While the manner of killing should not matter, hunting itself may be considered a key part of the tradition. Native Americans prosecuted for hunting eagles in the United States sometimes contend that doing so is vital because the feathers are necessary for use in religious ceremonies. In 1994, President Clinton established a National Eagle Repository to gather feathers from eagle carcasses. Although this was a well-intentioned policy to prevent Native Americans from hunting eagles for this purpose, it did not reflect an understanding that hunting the eagle was an essential part of the ritual. In any event, there were too few feathers to meet demand, and distribution was inefficient. As a lawyer for the Native Americans explained (quoted in the New York Times): “There are initiation rites or death rites where feathers are needed on short notice. Imagine having to order a Bible from a federal bureaucracy — and then waiting three years.”

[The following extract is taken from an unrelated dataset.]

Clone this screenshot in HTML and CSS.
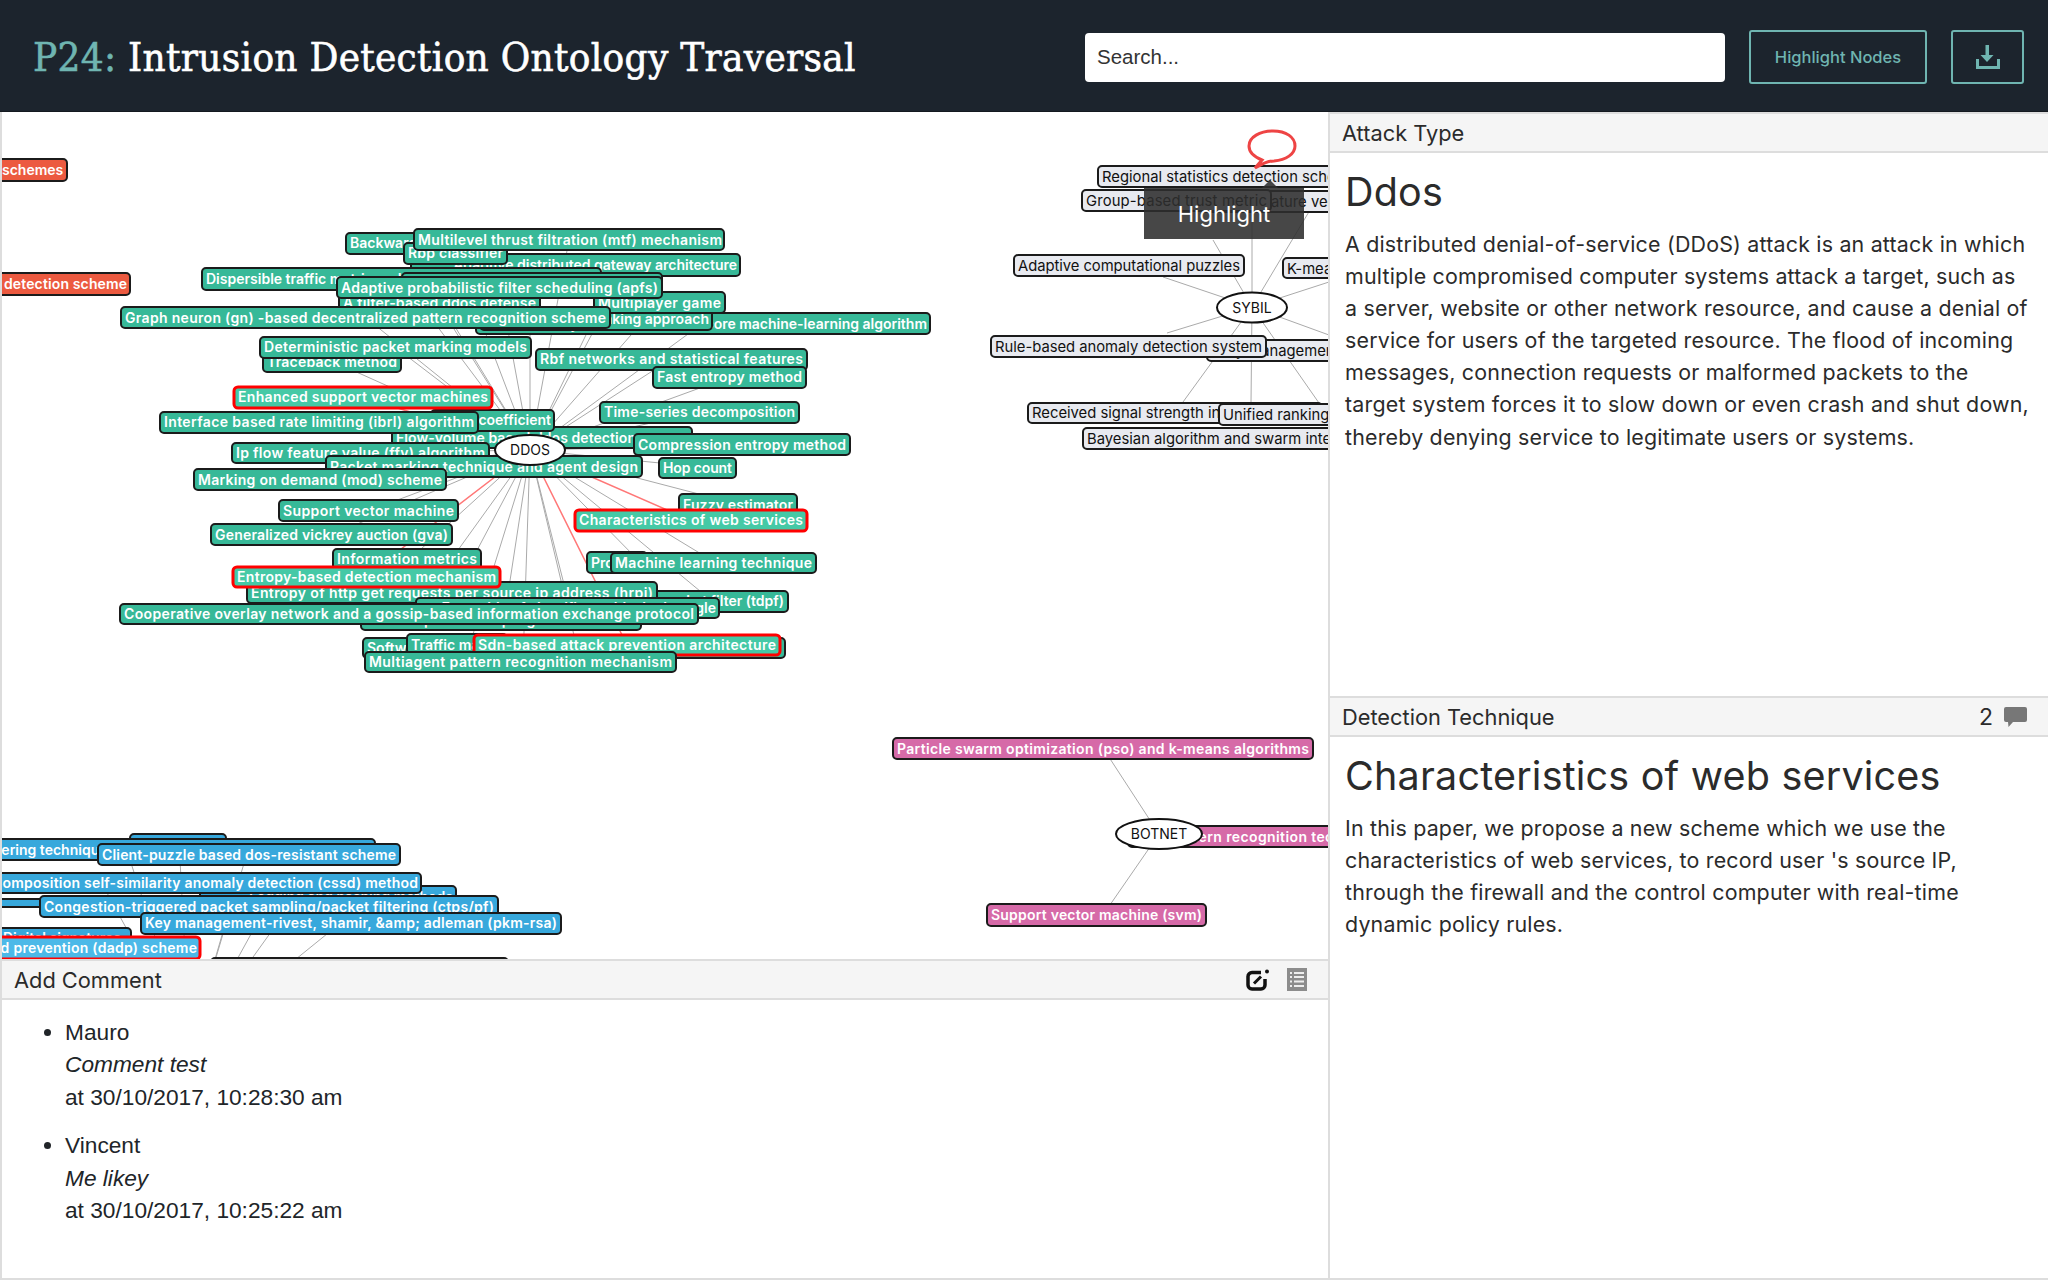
FILE: index.html
```html
<!DOCTYPE html>
<html lang="en">
<head>
<meta charset="utf-8">
<title>P24: Intrusion Detection Ontology Traversal</title>
<link rel="stylesheet" href="styles.css">
</head>
<body>
<header class="topbar">
  <h1 class="title"><span class="title-id">P24:</span> Intrusion Detection Ontology Traversal</h1>
  <div class="tools">
    <input class="search" type="text" placeholder="Search...">
    <button class="btn btn-text" type="button">Highlight Nodes</button>
    <button class="btn btn-icon" type="button" aria-label="Download">
      <svg class="icon-download" viewBox="0 0 24 25" width="24" height="25"><path d="M9.500 0h3.500v10h4.500l-6.500 7-6.500-7h5z"/><path class="tray" d="M1.500 14v8.500h21V14"/></svg>
    </button>
  </div>
</header>
<main class="layout">
  <section class="left">
    <div class="graph">
      <svg class="graph-svg" viewBox="2 112 1326 847" width="1326" height="847">
        <path class="edge" d="M530 450L400 243M530 450L569 240M530 450L455 253M530 450L620 265M530 450L401 278M530 450L530 283M530 450L500 287M530 450L440 302M530 450L660 302M530 450L365 317M530 450L600 319M530 450L703 323M530 450L395 347M530 450L332 361M530 450L671 359M530 450L730 377M530 450L320 422M530 450L492 420M530 450L700 412M530 450L745 445M530 450L363 453M530 450L700 467M530 450L323 480M530 450L371 510M530 450L741 505M530 450L334 534M530 450L410 559M530 450L640 562M530 450L716 563M530 450L455 592M530 450L712 601M530 450L570 608M530 450L412 614M530 450L504 620M530 450L577 648M530 450L470 644M530 450L523 662"/>
        <path class="edge edge-hl" d="M530 450L363 397M530 450L690 520M530 450L366 576M530 450L627 645"/>
        <path class="edge" d="M1252 307L1252 200M1252 307L1213 240M1252 307L1322 190M1252 307L1163 277M1252 307L1329 282M1252 307L1167 333M1252 307L1329 335M1252 307L1183 402M1252 307L1251 403M1252 307L1319 403"/>
        <path class="edge" d="M1159 834L1103 748M1159 834L1103 915"/>
        <path class="edge" d="M190 1045L256 925M190 1045L276 925M190 1045L338 925M190 1045L225 925M190 1045L100 880M190 1045L130 860M190 1045L180 860M190 1045L245 860"/>

        <g class="nodes red">
          <rect x="-60" y="159" width="127" height="22"/><text x="2" y="175">schemes</text>
          <rect x="-100" y="273" width="230" height="22"/><text x="4" y="289" textLength="123">detection scheme</text>
        </g>

        <g class="nodes green">
          <rect x="346" y="233" width="154" height="21"/><text x="350" y="248">Backward propagation</text>
          <rect x="411" y="254" width="329" height="22"/><text x="737" y="270" class="end">Adaptive distributed gateway architecture</text>
          <rect x="404" y="243" width="103" height="21"/><text x="408" y="258" textLength="95">Rbp classifier</text>
          <rect x="414" y="229" width="310" height="21"/><text x="418" y="245" textLength="304">Multilevel thrust filtration (mtf) mechanism</text>
          <rect x="202" y="268" width="399" height="22"/><text x="206" y="284">Dispersible traffic matrix and weight-based approach</text>
          <rect x="402" y="273" width="260" height="22"/><text x="410" y="289">Weighted fair queue mechanism</text>
          <rect x="339" y="292" width="201" height="22"/><text x="343" y="308" textLength="193">A filter-based ddos defense</text>
          <rect x="476" y="313" width="454" height="21"/><text x="927" y="329" class="end">Hybrid rule induction core machine-learning algorithm</text>
          <rect x="480" y="309" width="232" height="21"/><text x="709" y="324" class="end">Traffic fingerprinting and ranking approach</text>
          <rect x="594" y="292" width="131" height="21"/><text x="598" y="308" textLength="123">Multiplayer game</text>
          <rect x="337" y="277" width="325" height="21"/><text x="341" y="293" textLength="317">Adaptive probabilistic filter scheduling (apfs)</text>
          <rect x="121" y="307" width="489" height="21"/><text x="125" y="323" textLength="481">Graph neuron (gn) -based decentralized pattern recognition scheme</text>
          <rect x="263" y="351" width="138" height="21"/><text x="267" y="367" textLength="130">Traceback method</text>
          <rect x="260" y="337" width="271" height="21"/><text x="264" y="352" textLength="263">Deterministic packet marking models</text>
          <rect x="536" y="349" width="271" height="21"/><text x="540" y="364" textLength="263">Rbf networks and statistical features</text>
          <rect x="653" y="367" width="153" height="21"/><text x="657" y="382" textLength="145">Fast entropy method</text>
          <rect x="600" y="402" width="199" height="21"/><text x="604" y="417" textLength="191">Time-series decomposition</text>
          <rect x="392" y="427" width="300" height="21"/><text x="396" y="443" textLength="240">Flow-volume based ddos detection</text>
          <rect x="431" y="410" width="123" height="21"/><text x="551" y="425" class="end">Gini coefficient</text>
          <rect class="hl" x="234" y="387" width="258" height="21"/><text x="238" y="402" textLength="250">Enhanced support vector machines</text>
          <rect x="160" y="412" width="318" height="21"/><text x="164" y="427" textLength="310">Interface based rate limiting (ibrl) algorithm</text>
          <g class="shifted">
            <rect x="637" y="434" width="216" height="21"/><text x="641" y="450" textLength="208">Compression entropy method</text>
            <rect x="235" y="443" width="257" height="20"/><text x="239" y="458" textLength="249">Ip flow feature value (ffv) algorithm</text>
            <rect x="662" y="458" width="77" height="20"/><text x="666" y="473" textLength="69">Hop count</text>
            <rect x="329" y="456" width="316" height="21"/><text x="333" y="472" textLength="308">Packet marking technique and agent design</text>
            <rect x="197" y="469" width="252" height="21"/><text x="201" y="485" textLength="244">Marking on demand (mod) scheme</text>
            <rect x="282" y="500" width="179" height="21"/><text x="286" y="516" textLength="171">Support vector machine</text>
            <rect x="682" y="494" width="118" height="21"/><text x="686" y="510" textLength="110">Fuzzy estimator</text>
            <rect class="hl" x="578" y="510" width="232" height="21"/><text x="582" y="525" textLength="224">Characteristics of web services</text>
            <rect x="214" y="524" width="241" height="21"/><text x="218" y="540" textLength="233">Generalized vickrey auction (gva)</text>
            <rect x="336" y="549" width="148" height="21"/><text x="340" y="564" textLength="140">Information metrics</text>
            <rect x="590" y="552" width="60" height="21"/><text x="594" y="568">Proactive</text>
            <rect x="614" y="553" width="205" height="20"/><text x="618" y="568" textLength="197">Machine learning technique</text>
            <rect x="633" y="591" width="158" height="21"/><text x="787" y="606" class="end">Two-dimensional packet filter (tdpf)</text>
            <rect x="250" y="582" width="410" height="21"/><text x="254" y="598" textLength="402">Entropy of http get requests per source ip address (hrpi)</text>
            <rect class="hl" x="236" y="567" width="267" height="20"/><text x="240" y="582" textLength="259">Entropy-based detection mechanism</text>
            <rect x="419" y="598" width="303" height="20"/><text x="719" y="613" class="end">Ensemble of classifiers with single angle</text>
            <rect x="364" y="610" width="280" height="20"/><text x="368" y="625">Random packet sampling scheme</text>
            <rect x="123" y="604" width="578" height="20"/><text x="127" y="619" textLength="570">Cooperative overlay network and a gossip-based information exchange protocol</text>
            <rect x="366" y="638" width="422" height="20"/><text x="370" y="653">Software defined networking controller</text>
            <rect x="410" y="634" width="100" height="20"/><text x="414" y="650">Traffic matrix</text>
            <rect class="hl" x="477" y="635" width="306" height="20"/><text x="481" y="650" textLength="298">Sdn-based attack prevention architecture</text>
            <rect x="368" y="652" width="311" height="20"/><text x="372" y="667" textLength="303">Multiagent pattern recognition mechanism</text>
          </g>
        </g>

        <g class="nodes pale">
          <rect x="1098" y="166" width="300" height="21"/><text x="1102" y="182">Regional statistics detection scheme</text>
          <rect x="1200" y="191" width="200" height="21"/><text x="1240" y="207">Signature vector</text>
          <rect x="1082" y="190" width="189" height="21"/><text x="1086" y="206" textLength="181">Group-based trust metric</text>
          <rect x="1014" y="255" width="230" height="21"/><text x="1018" y="271" textLength="222">Adaptive computational puzzles</text>
          <rect x="1283" y="258" width="100" height="20"/><text x="1287" y="274">K-means</text>
          <rect x="1207" y="340" width="200" height="21"/><text x="1218" y="356">Key management</text>
          <rect x="991" y="336" width="275" height="21"/><text x="995" y="352" textLength="267">Rule-based anomaly detection system</text>
          <rect x="1028" y="403" width="294" height="20"/><text x="1032" y="418">Received signal strength indicator</text>
          <rect x="1219" y="404" width="200" height="21"/><text x="1223" y="420">Unified ranking</text>
          <rect x="1083" y="428" width="320" height="21"/><text x="1087" y="444">Bayesian algorithm and swarm intelligence</text>
        </g>
        <path class="bubble" d="M1255 168L1262 160C1252 156 1249 150 1249 146C1249 137 1260 131 1273 131C1286 131 1295 137 1295 146C1295 154 1286 160 1274 161C1268 161 1264 163 1255 168Z"/>

        <g class="nodes pink">
          <rect x="893" y="738" width="420" height="21"/><text x="897" y="754" textLength="412">Particle swarm optimization (pso) and k-means algorithms</text>
          <rect x="1128" y="826" width="280" height="21"/><text x="1120" y="842" textLength="262">Traffic pattern recognition technique</text>
          <rect x="987" y="904" width="219" height="22"/><text x="991" y="920" textLength="211">Support vector machine (svm)</text>
        </g>

        <g class="nodes blue">
          <rect x="130" y="834" width="96" height="20"/><text x="134" y="849">Puzzle</text>
          <rect x="-100" y="839" width="475" height="21"/><text x="-66" y="855">Packet filtering technique</text>
          <rect x="98" y="844" width="302" height="21"/><text x="102" y="860" textLength="294">Client-puzzle based dos-resistant scheme</text>
          <rect x="200" y="886" width="256" height="21"/><text x="453" y="902" class="end">Logging and hashing methods</text>
          <rect x="-100" y="873" width="521" height="20"/><text x="-8" y="888" textLength="426">Composition self-similarity anomaly detection (cssd) method</text>
          <rect x="-60" y="899" width="104" height="8"/>
          <rect x="40" y="896" width="458" height="21"/><text x="44" y="912" textLength="450">Congestion-triggered packet sampling/packet filtering (ctps/pf)</text>
          <rect x="-60" y="928" width="191" height="21"/><text x="3" y="943">Digital signatures</text>
          <rect x="141" y="913" width="420" height="21"/><text x="145" y="928" textLength="412">Key management-rivest, shamir, &amp;amp; adleman (pkm-rsa)</text>
          <rect x="211" y="958" width="297" height="21"/>
          <rect class="hl" x="-160" y="937" width="360" height="22"/><text x="-88" y="953" textLength="285">Detection and prevention (dadp) scheme</text>
        </g>

        <g class="hub">
          <ellipse cx="530" cy="450" rx="35" ry="15"/><text x="530" y="455">DDOS</text>
          <ellipse cx="1252" cy="307.500" rx="35" ry="15"/><text x="1252" y="313">SYBIL</text>
          <ellipse cx="1159" cy="834" rx="43" ry="15"/><text x="1159" y="839">BOTNET</text>
        </g>
      </svg>
      <div class="tooltip">Highlight</div>
    </div>
    <div class="bar comment-bar">
      <span>Add Comment</span>
      <div class="bar-tools">
        <svg class="icon-edit" viewBox="0 0 24 22" width="24" height="22"><path class="edit-box" d="M15 3.500H6a4 4 0 0 0-4 4v8.500a4 4 0 0 0 4 4h9a4 4 0 0 0 4-4V10"/><path class="edit-pen" d="M8 14.500l7-7"/><circle cx="21" cy="2.500" r="2"/></svg>
        <svg class="icon-list" viewBox="0 0 20 23" width="20" height="23"><rect x="0" y="0" width="20" height="23"/><path d="M3 5h2M7 5h10M3 9h2M7 9h10M3 13.500h2M7 13.500h10M3 18h2M7 18h10"/></svg>
      </div>
    </div>
    <ul class="comments">
      <li>Mauro<br><em>Comment test</em><br>at 30/10/2017, 10:28:30 am</li>
      <li>Vincent<br><em>Me likey</em><br>at 30/10/2017, 10:25:22 am</li>
    </ul>
  </section>
  <aside class="right">
    <section class="panel panel-top">
      <div class="bar"><span>Attack Type</span></div>
      <div class="panel-body">
        <h2>Ddos</h2>
        <p>A distributed denial-of-service (DDoS) attack is an attack in which multiple compromised computer systems attack a target, such as a server, website or other network resource, and cause a denial of service for users of the targeted resource. The flood of incoming messages, connection requests or malformed packets to the target system forces it to slow down or even crash and shut down, thereby denying service to legitimate users or systems.</p>
      </div>
    </section>
    <section class="panel">
      <div class="bar"><span>Detection Technique</span>
        <div class="bar-count"><span class="count">2</span>
          <svg class="icon-bubble" viewBox="0 0 23 20" width="23" height="20"><path d="M2 0h19a2 2 0 0 1 2 2v11a2 2 0 0 1-2 2H9l-4.500 5-.5-5H2a2 2 0 0 1-2-2V2a2 2 0 0 1 2-2z"/></svg>
        </div>
      </div>
      <div class="panel-body">
        <h2>Characteristics of web services</h2>
        <p>In this paper, we propose a new scheme which we use the characteristics of web services, to record user 's source IP, through the firewall and the control computer with real-time dynamic policy rules.</p>
      </div>
    </section>
  </aside>
</main>
</body>
</html>
```
FILE: styles.css
```css
* { box-sizing: border-box; }
html, body { margin: 0; height: 100%; }
body {
  background: #fff;
  color: #212529;
  font-family: "Liberation Sans", Arial, sans-serif;
  overflow: hidden;
}
.topbar {
  display: flex;
  align-items: center;
  justify-content: space-between;
  height: 112px;
  padding: 3px 24px 0 33px;
  background: #1c242d;
  border-bottom: 1px solid #14191f;
}
.title {
  margin: 0;
  color: #fff;
  font-family: "DejaVu Serif Condensed", "DejaVu Serif", serif;
  font-stretch: condensed;
  font-size: 40px;
  font-weight: 400;
  letter-spacing: 0.3px;
  -webkit-text-stroke: 0.6px currentColor;
  white-space: nowrap;
}
.title-id { color: #6fb5b1; }
.tools { display: flex; align-items: center; }
.search {
  width: 640px;
  height: 49px;
  padding: 0 12px;
  margin-right: 24px;
  border: 0;
  border-radius: 4px;
  background: #fff;
  font-family: "Liberation Sans", Arial, sans-serif;
  font-size: 20.500px;
  color: #333;
}
.search::placeholder { color: #333; opacity: 1; }
.btn {
  height: 54px;
  border: 2px solid #6fb5b1;
  border-radius: 3px;
  background: transparent;
  color: #6fb5b1;
  font-family: Inter, sans-serif;
  display: flex;
  align-items: center;
  justify-content: center;
}
.btn-text { width: 178px; margin-right: 24px; font-size: 16.500px; font-weight: 500; }
.btn-icon { width: 73px; }
.icon-download path { fill: #6fb5b1; }
.icon-download .tray { fill: none; stroke: #6fb5b1; stroke-width: 3; }

.layout {
  display: grid;
  grid-template-columns: 1328px 1fr;
  height: 1168px;
  border-bottom: 2px solid #ddd;
}
.left { display: flex; flex-direction: column; border-left: 2px solid #ddd; min-width: 0; }
.graph { position: relative; height: 847px; overflow: hidden; }
.graph-svg { display: block; }
.edge { fill: none; stroke: #aaa; stroke-width: 1; }
.edge-hl { stroke: #f77; stroke-width: 1.500; }
.nodes rect { stroke: #1b1b1b; stroke-width: 2; rx: 4px; ry: 4px; }
.nodes text { font-family: Inter, sans-serif; font-size: 14px; font-weight: 600; fill: #fff; }
.nodes .end { text-anchor: end; }
.nodes rect.hl { stroke: #f00; stroke-width: 3; }
.shifted { transform: translateX(-3px); }
.green rect { fill: #37b998; }
.green rect.hl { fill: #45c9a6; }
.red rect { fill: #ec5a40; }
.pink rect { fill: #d66aa8; }
.blue rect { fill: #37a8dc; }
.blue rect.hl { fill: #4cb9e8; }
.pale rect { fill: #e8eaf0; }
.nodes.pale text { fill: #111; font-weight: 400; font-size: 14.800px; }
.hub ellipse { fill: #fff; stroke: #111; stroke-width: 2; }
.hub text { font-family: Inter, sans-serif; font-size: 14px; fill: #111; text-anchor: middle; }
.bubble { fill: none; stroke: #ee4444; stroke-width: 3; }
.tooltip {
  position: absolute;
  left: 1142px;
  top: 76px;
  width: 160px;
  height: 51px;
  display: flex;
  align-items: center;
  justify-content: center;
  background: rgba(45, 45, 45, 0.88);
  color: #fff;
  font-family: Inter, sans-serif;
  font-size: 22px;
}
.tooltip::before {
  content: "";
  position: absolute;
  left: 118px;
  top: -8px;
  border: 8px solid transparent;
  border-top: 0;
  border-bottom-color: rgba(45, 45, 45, 0.88);
}

.bar {
  display: flex;
  align-items: center;
  justify-content: space-between;
  height: 41px;
  padding: 0 12px;
  background: #f5f5f5;
  border-top: 2px solid #ddd;
  border-bottom: 2px solid #ddd;
  color: #2b2b2b;
  font-family: Inter, sans-serif;
  font-size: 21.800px;
}
.bar-tools { display: flex; align-items: center; gap: 17px; margin-right: 9px; }
.icon-edit .edit-box { fill: none; stroke: #111; stroke-width: 3.500; }
.icon-edit .edit-pen { fill: none; stroke: #111; stroke-width: 3; }
.icon-edit circle { fill: #111; }
.icon-list rect { fill: #8c8c8c; }
.icon-list path { fill: none; stroke: #eee; stroke-width: 2; }
.bar-count { display: flex; align-items: center; gap: 11px; margin-right: 10px; }
.count { font-size: 23px; }
.icon-bubble path { fill: #777; }
.comments { margin: 16px 0 0; padding-left: 63px; font-size: 22.700px; line-height: 32.400px; }
.comments li { margin-bottom: 16px; }

.right { display: flex; flex-direction: column; border-left: 2px solid #ddd; min-width: 0; }
.panel-top { height: 584px; }
.right .bar { padding-left: 12px; margin-right: -1px; }
.panel-body { padding: 16px 15px 0 15px; }
.panel-body h2 {
  margin: 0 0 13px;
  font-family: Inter, sans-serif;
  font-size: 39.500px;
  font-weight: 400;
  letter-spacing: 0.2px;
  line-height: 46px;
  color: #2b2b2b;
}
.panel-body p {
  margin: 0;
  font-family: Inter, sans-serif;
  font-size: 21.400px;
  letter-spacing: 0.2px;
  line-height: 32.100px;
  color: #2b2b2b;
}
```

In this context, cultural communities find insulting the assumption that they would hunt or fish any species to the point of extinction. It is, after all, colonial powers that have depleted natural resources to such an extent. Some argue that ethnic minority and indigenous groups should be granted the freedom to choose their own path to sustainability on the grounds that indigenous groups can most effectively achieve the environmental goals of the international community and of national governments. However, this may be yet another form of eco-colonialism inasmuch as there is a pretense of delegating the rights to groups but only if they interpret and enforce policies in a manner consistent with national and international standards.

In the final analysis, minority groups and indigenous people will only have the benefit of diverse species, for whatever purpose, if they are not extinct. This logic would seem to suggest that environmental rights, despite being recognized later in time, trump the claims of cultural rights.

Research for this essay was done in collaboration with Margaret Scully Granzeier.